Night-dives are exciting: the thrill of kitting up under lights on the dive-deck, surrounded by inky blackness; the trepidation of a giant stride into a black sea; the other-worldly effect of dive-lights stabbing through the darkness. Familiar sites take on an eerie feel and you need to dive in a different way – our industry experts offer guidance on making the most of diving after dark
Also read: Dive Like A Pro: Hardboat diving
Vikki Batten, PADI Examiner, Course Director & TecRec Instructor-Trainer: “Invest in a really good light. Check out which ones tech divers and photographers have, and ask them for the pros and cons of their choices. Battery and bulb technology has improved in leaps and bounds over recent years, so you can get excellent lights that are small enough to carry on every dive.
“Don’t forget to tailor your choice to the type of diving you do. If you want to use an action-camera under water to help film creatures at night, you’ll need something different to someone whose main purpose is getting the best view of underwater life, and communicating with their buddy.”
Emily Petley-Jones, PADI Regional Training Consultant: “Night-dives are my favourite type of dive. Observing the differences in critter behaviour at night is mesmerising. Having fully charged primary and back-up lights are the obvious considerations when preparing for a night-dive.
“However, careful consideration should be given to the strength of the light you’re taking down with you. There are many that have super-strength flood and are so strong that they can dazzle the other divers and create the effect of daylight. One might argue that if you want to replicate the effect of daylight, why go on a night-dive? This is very much a personal choice.

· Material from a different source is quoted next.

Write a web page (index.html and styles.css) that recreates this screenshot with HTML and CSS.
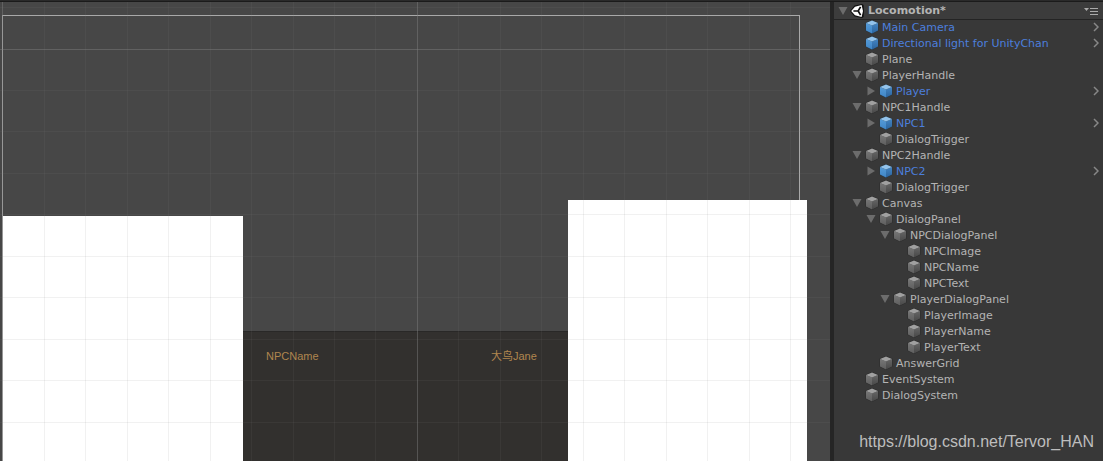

“The most-important thing for me is getting a torch with a robust switch, so that I can easily turn it off and on again should I need to. There are some underwater lights where to turn it on you have to rotate the torch-head. It is possible for divers to fall foul of not being able to remember which way to turn it, to turn the light back on again, and end up flooding it by unscrewing it too far.”
BSAC National Diving Officer Dai Atkins: “Hello darkness, my old friend… my torch has failed on me. Again! I wish I’d put a spare in my bag!
“I hope this is what you’ve actually done, because night-diving is ever-so-slightly more prep-heavy than day-diving. Not only do you have to remember all the stuff you need for diving during daylight but you also need to add some extras – and take some additional precautions too.
“There are some pretty standard practices when it comes to diving in low light conditions to ensure that it’s safe. Diving only in sites with which you’re familiar is one, so select sites you dive regularly during the day and you will be less likely to become disorientated now that conditions have changed.
“Stick to areas of calm water – different conditions at depth might not be readily recognisable from the surface, and surfacing in a remote area far from shore is particularly high-risk if surface conditions are challenging. And, finally – be seen! Give surface support a sporting chance of locating you, both when you’re at depth and when you finally pop up!
“Lights of all kinds are key here – torches and a back-up are obvious essentials for the kit-bag, but also strobes and glow-stick-type devices are handy to help your buddy locate you under water, and for surface support to spot you.
“To avoid the higher risk of separation a buddy-line might be a good idea and unless you’re absolutely certain that you’re going to remain static, a surface marker buoy equipped with a permanent light of some description will enable you to be tracked from the surface.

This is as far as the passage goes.